■ **DATA EXCERPT**
┌────────
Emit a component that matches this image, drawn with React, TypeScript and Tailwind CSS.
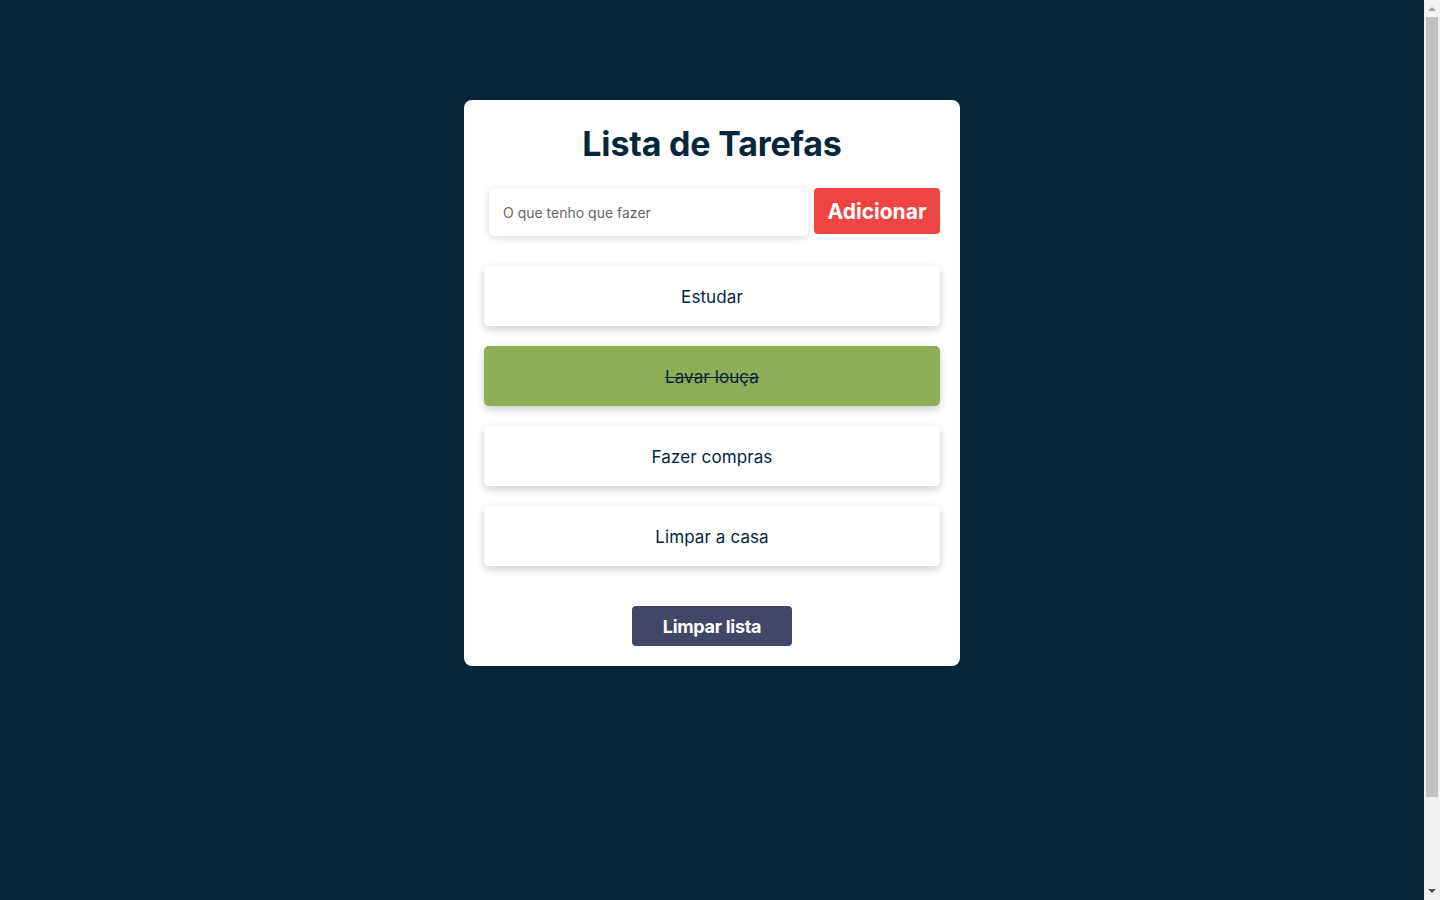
import React, { useState } from 'react';

type Task = { id: number; text: string; done: boolean };

const INITIAL_TASKS: Task[] = [
  { id: 1, text: 'Estudar', done: false },
  { id: 2, text: 'Lavar louça', done: true },
  { id: 3, text: 'Fazer compras', done: false },
  { id: 4, text: 'Limpar a casa', done: false },
];

const FONT = "font-['Inter','Noto_Sans',sans-serif]";

// Classic browser scrollbar drawn at the right edge, as in the screenshot
const ScrollbarStrip: React.FC = () => (
  <div className="flex h-full w-4 shrink-0 flex-col items-center bg-[#f1f1f1]">
    <div className="flex h-[17px] items-center justify-center">
      <svg width="8" height="5" viewBox="0 0 8 5">
        <path d="M0 5 L4 1 L8 5 Z" fill="#a3a3a3" />
      </svg>
    </div>
    <div className="h-[780px] w-[12px] bg-[#c1c1c1]" />
    <div className="flex-1" />
    <div className="flex h-[17px] items-center justify-center">
      <svg width="8" height="5" viewBox="0 0 8 5">
        <path d="M0 0 L8 0 L4 4 Z" fill="#505050" />
      </svg>
    </div>
  </div>
);

const App: React.FC = () => {
  const [tasks, setTasks] = useState<Task[]>(INITIAL_TASKS);
  const [draft, setDraft] = useState('');

  const addTask = () => {
    if (!draft.trim()) return;
    setTasks([...tasks, { id: Date.now(), text: draft.trim(), done: false }]);
    setDraft('');
  };

  const toggleTask = (id: number) => {
    setTasks(tasks.map((t) => (t.id === id ? { ...t, done: !t.done } : t)));
  };

  return (
    <div className={`flex h-screen w-full overflow-hidden bg-[#04263b] ${FONT}`}>
      <main className="flex-1 pt-[100px]">
        {/* Card */}
        <div className="mx-auto flex w-[496px] flex-col items-center rounded-lg bg-white px-5 pb-5 pt-[21px]">
          <h1 className="text-[34px] font-bold leading-[46px] tracking-[-0.2px] text-[#05263b]">
            Lista de Tarefas
          </h1>

          {/* Input row */}
          <div className="mt-[21px] flex w-full items-start gap-[5px] pl-[5px]">
            <input
              value={draft}
              onChange={(e) => setDraft(e.target.value)}
              placeholder="O que tenho que fazer"
              className="h-12 w-[320px] rounded-md bg-white px-[14px] text-[14px] text-[#333] shadow-[0_2px_8px_rgba(0,0,0,0.15)] outline-none placeholder:text-[#666]"
            />
            <button
              onClick={addTask}
              className="h-[46px] w-[126px] rounded-[4px] bg-[#ef4444] pt-[2px] text-[21px] font-bold text-white"
            >
              Adicionar
            </button>
          </div>

          {/* Task list */}
          <ul className="mt-[30px] flex w-full flex-col gap-5">
            {tasks.map((t) => (
              <li
                key={t.id}
                onClick={() => toggleTask(t.id)}
                className={`flex h-[60px] cursor-pointer items-center justify-center rounded-[5px] pt-[3px] text-[17px] tracking-[0.1px] text-[#05263b] shadow-[0_3px_8px_rgba(0,0,0,0.2)] ${
                  t.done ? 'bg-[#8fac56] line-through' : 'bg-white'
                }`}
              >
                {t.text}
              </li>
            ))}
          </ul>

          <button
            onClick={() => setTasks([])}
            className="mt-10 h-10 w-40 rounded-[4px] bg-[#434668] text-[18px] font-bold tracking-[-0.3px] text-white"
          >
            Limpar lista
          </button>
        </div>
      </main>
      <ScrollbarStrip />
    </div>
  );
};

export default App;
└────────
■ **PROBLEM DESCRIPTION**
Copy the listing exactly. Any image in it stays out of the copy.

■ **COMPLETED TASK**
Emit a component that matches this image, drawn with React, TypeScript and Tailwind CSS.
import React, { useState } from 'react';

type Task = { id: number; text: string; done: boolean };

const INITIAL_TASKS: Task[] = [
  { id: 1, text: 'Estudar', done: false },
  { id: 2, text: 'Lavar louça', done: true },
  { id: 3, text: 'Fazer compras', done: false },
  { id: 4, text: 'Limpar a casa', done: false },
];

const FONT = "font-['Inter','Noto_Sans',sans-serif]";

// Classic browser scrollbar drawn at the right edge, as in the screenshot
const ScrollbarStrip: React.FC = () => (
  <div className="flex h-full w-4 shrink-0 flex-col items-center bg-[#f1f1f1]">
    <div className="flex h-[17px] items-center justify-center">
      <svg width="8" height="5" viewBox="0 0 8 5">
        <path d="M0 5 L4 1 L8 5 Z" fill="#a3a3a3" />
      </svg>
    </div>
    <div className="h-[780px] w-[12px] bg-[#c1c1c1]" />
    <div className="flex-1" />
    <div className="flex h-[17px] items-center justify-center">
      <svg width="8" height="5" viewBox="0 0 8 5">
        <path d="M0 0 L8 0 L4 4 Z" fill="#505050" />
      </svg>
    </div>
  </div>
);

const App: React.FC = () => {
  const [tasks, setTasks] = useState<Task[]>(INITIAL_TASKS);
  const [draft, setDraft] = useState('');

  const addTask = () => {
    if (!draft.trim()) return;
    setTasks([...tasks, { id: Date.now(), text: draft.trim(), done: false }]);
    setDraft('');
  };

  const toggleTask = (id: number) => {
    setTasks(tasks.map((t) => (t.id === id ? { ...t, done: !t.done } : t)));
  };

  return (
    <div className={`flex h-screen w-full overflow-hidden bg-[#04263b] ${FONT}`}>
      <main className="flex-1 pt-[100px]">
        {/* Card */}
        <div className="mx-auto flex w-[496px] flex-col items-center rounded-lg bg-white px-5 pb-5 pt-[21px]">
          <h1 className="text-[34px] font-bold leading-[46px] tracking-[-0.2px] text-[#05263b]">
            Lista de Tarefas
          </h1>

          {/* Input row */}
          <div className="mt-[21px] flex w-full items-start gap-[5px] pl-[5px]">
            <input
              value={draft}
              onChange={(e) => setDraft(e.target.value)}
              placeholder="O que tenho que fazer"
              className="h-12 w-[320px] rounded-md bg-white px-[14px] text-[14px] text-[#333] shadow-[0_2px_8px_rgba(0,0,0,0.15)] outline-none placeholder:text-[#666]"
            />
            <button
              onClick={addTask}
              className="h-[46px] w-[126px] rounded-[4px] bg-[#ef4444] pt-[2px] text-[21px] font-bold text-white"
            >
              Adicionar
            </button>
          </div>

          {/* Task list */}
          <ul className="mt-[30px] flex w-full flex-col gap-5">
            {tasks.map((t) => (
              <li
                key={t.id}
                onClick={() => toggleTask(t.id)}
                className={`flex h-[60px] cursor-pointer items-center justify-center rounded-[5px] pt-[3px] text-[17px] tracking-[0.1px] text-[#05263b] shadow-[0_3px_8px_rgba(0,0,0,0.2)] ${
                  t.done ? 'bg-[#8fac56] line-through' : 'bg-white'
                }`}
              >
                {t.text}
              </li>
            ))}
          </ul>

          <button
            onClick={() => setTasks([])}
            className="mt-10 h-10 w-40 rounded-[4px] bg-[#434668] text-[18px] font-bold tracking-[-0.3px] text-white"
          >
            Limpar lista
          </button>
        </div>
      </main>
      <ScrollbarStrip />
    </div>
  );
};

export default App;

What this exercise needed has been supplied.